For this exercise, repeat all of the material verbatim apart from its images.
---*---
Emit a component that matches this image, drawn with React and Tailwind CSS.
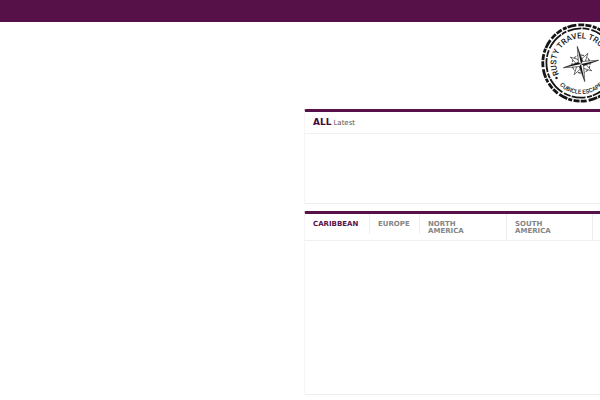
import React from "react";

const regions = [
  { name: "CARIBBEAN", active: true, style: "h-5 w-[65px] px-2" },
  { name: "EUROPE", style: "h-5 w-[50px] px-2" },
  { name: "NORTH AMERICA", style: "w-[87px] pl-2 pr-6" },
  { name: "SOUTH AMERICA", style: "w-[86px] pl-2 pr-6" },
];

function Logo() {
  return (
    <svg viewBox="-40 -40 80 80" className="block h-20 w-20 shrink-0 font-['Roboto',sans-serif]" role="img" aria-label="Rusty Travel Trombone">
      <g fill="none" stroke="#161616">
        <circle r="38.2" strokeWidth="2.8" strokeDasharray="6 1.5 4 1 9 2 6 1.2" />
        <circle r="34.6" strokeWidth="1.8" strokeDasharray="14 1.2 7 2 18 1 5 1.5" />
      </g>
      <path id="upper" d="M -22 11.5 A 24.8 24.8 0 1 1 22 11.5" fill="none" />
      <path id="lower" d="M -31 0 A 31 31 0 0 0 31 0" fill="none" />
      <text fontSize="8" fontWeight="500" fill="#161616">
        <textPath href="#upper">RUSTY TRAVEL TROMBO</textPath>
      </text>
      <text fontSize="6" fontWeight="500" fill="#161616" textAnchor="middle">
        <textPath href="#lower" startOffset="50%">CUBICLE ESCAPE</textPath>
      </text>
      <circle cx="-24.5" cy="15" r="1.2" fill="#161616" />
      <circle cx="24.5" cy="15" r="1.2" fill="#161616" />
      <g transform="translate(0 1) rotate(-12)">
        <circle r="9" fill="none" stroke="#444" strokeWidth="1" strokeDasharray="3 1" />
        <g fill="#fff" stroke="#222" strokeWidth="0.6">
          <path d="M0 0 L2 -5 L9 -9 L5 -2 L5 2 L9 9 L2 5 L-2 5 L-9 9 L-5 2 L-5 -2 L-9 -9 L-2 -5Z" />
          <path d="M0 -18 L2.2 -2.2 L18 0 L2.2 2.2 L0 18 L-2.2 2.2 L-18 0 L-2.2 -2.2Z" />
        </g>
        <path fill="#161616" d="M0 0V-18L2.2 -2.2ZM0 0H18L2.2 2.2ZM0 0V18L-2.2 2.2ZM0 0H-18L-2.2 -2.2Z" />
      </g>
    </svg>
  );
}

export default function App() {
  return (
    <div className="min-h-screen overflow-hidden bg-white font-['DejaVu_Sans',sans-serif]">
      <div className="h-[22px] bg-[#571149]" />
      <div className="ml-[304px]">
        <header className="flex overflow-hidden pt-px pb-[6px] pl-[237px]">
          <Logo />
        </header>
        <main className="flex flex-col gap-[7px]">
          <section className="rounded-l-xs border-t-3 border-b border-l border-t-[#571149] border-b-[#eeeeee] border-l-[#f5f5f5]">
            <h2 className="flex items-baseline gap-[2px] border-b border-[#f0f0f0] px-2 py-1 text-[9px] leading-[13px] font-bold text-[#430b3a]">
              ALL <span className="text-[7px] leading-[7px] font-normal text-[#555555]">Latest</span>
            </h2>
            <div className="h-[69px]" />
          </section>
          <section className="rounded-l-xs border-t-3 border-b border-l border-t-[#571149] border-b-[#eeeeee] border-l-[#f5f5f5]">
            <nav className="flex items-start overflow-hidden border-b border-[#f0f0f0] text-[7px] leading-[7px] font-bold">
              {regions.map((region) => (
                <a
                  key={region.name}
                  href="#"
                  className={`block shrink-0 border-r border-[#eeeeee] pt-[7px] pb-[5px] ${region.style} ${region.active ? "text-[#571149]" : "text-[#858585]"}`}
                >
                  {region.name}
                </a>
              ))}
            </nav>
            <div className="h-[153px]" />
          </section>
        </main>
      </div>
    </div>
  );
}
---*---
[RESPONSE]:
Emit a component that matches this image, drawn with React and Tailwind CSS.
import React from "react";

const regions = [
  { name: "CARIBBEAN", active: true, style: "h-5 w-[65px] px-2" },
  { name: "EUROPE", style: "h-5 w-[50px] px-2" },
  { name: "NORTH AMERICA", style: "w-[87px] pl-2 pr-6" },
  { name: "SOUTH AMERICA", style: "w-[86px] pl-2 pr-6" },
];

function Logo() {
  return (
    <svg viewBox="-40 -40 80 80" className="block h-20 w-20 shrink-0 font-['Roboto',sans-serif]" role="img" aria-label="Rusty Travel Trombone">
      <g fill="none" stroke="#161616">
        <circle r="38.2" strokeWidth="2.8" strokeDasharray="6 1.5 4 1 9 2 6 1.2" />
        <circle r="34.6" strokeWidth="1.8" strokeDasharray="14 1.2 7 2 18 1 5 1.5" />
      </g>
      <path id="upper" d="M -22 11.5 A 24.8 24.8 0 1 1 22 11.5" fill="none" />
      <path id="lower" d="M -31 0 A 31 31 0 0 0 31 0" fill="none" />
      <text fontSize="8" fontWeight="500" fill="#161616">
        <textPath href="#upper">RUSTY TRAVEL TROMBO</textPath>
      </text>
      <text fontSize="6" fontWeight="500" fill="#161616" textAnchor="middle">
        <textPath href="#lower" startOffset="50%">CUBICLE ESCAPE</textPath>
      </text>
      <circle cx="-24.5" cy="15" r="1.2" fill="#161616" />
      <circle cx="24.5" cy="15" r="1.2" fill="#161616" />
      <g transform="translate(0 1) rotate(-12)">
        <circle r="9" fill="none" stroke="#444" strokeWidth="1" strokeDasharray="3 1" />
        <g fill="#fff" stroke="#222" strokeWidth="0.6">
          <path d="M0 0 L2 -5 L9 -9 L5 -2 L5 2 L9 9 L2 5 L-2 5 L-9 9 L-5 2 L-5 -2 L-9 -9 L-2 -5Z" />
          <path d="M0 -18 L2.2 -2.2 L18 0 L2.2 2.2 L0 18 L-2.2 2.2 L-18 0 L-2.2 -2.2Z" />
        </g>
        <path fill="#161616" d="M0 0V-18L2.2 -2.2ZM0 0H18L2.2 2.2ZM0 0V18L-2.2 2.2ZM0 0H-18L-2.2 -2.2Z" />
      </g>
    </svg>
  );
}

export default function App() {
  return (
    <div className="min-h-screen overflow-hidden bg-white font-['DejaVu_Sans',sans-serif]">
      <div className="h-[22px] bg-[#571149]" />
      <div className="ml-[304px]">
        <header className="flex overflow-hidden pt-px pb-[6px] pl-[237px]">
          <Logo />
        </header>
        <main className="flex flex-col gap-[7px]">
          <section className="rounded-l-xs border-t-3 border-b border-l border-t-[#571149] border-b-[#eeeeee] border-l-[#f5f5f5]">
            <h2 className="flex items-baseline gap-[2px] border-b border-[#f0f0f0] px-2 py-1 text-[9px] leading-[13px] font-bold text-[#430b3a]">
              ALL <span className="text-[7px] leading-[7px] font-normal text-[#555555]">Latest</span>
            </h2>
            <div className="h-[69px]" />
          </section>
          <section className="rounded-l-xs border-t-3 border-b border-l border-t-[#571149] border-b-[#eeeeee] border-l-[#f5f5f5]">
            <nav className="flex items-start overflow-hidden border-b border-[#f0f0f0] text-[7px] leading-[7px] font-bold">
              {regions.map((region) => (
                <a
                  key={region.name}
                  href="#"
                  className={`block shrink-0 border-r border-[#eeeeee] pt-[7px] pb-[5px] ${region.style} ${region.active ? "text-[#571149]" : "text-[#858585]"}`}
                >
                  {region.name}
                </a>
              ))}
            </nav>
            <div className="h-[153px]" />
          </section>
        </main>
      </div>
    </div>
  );
}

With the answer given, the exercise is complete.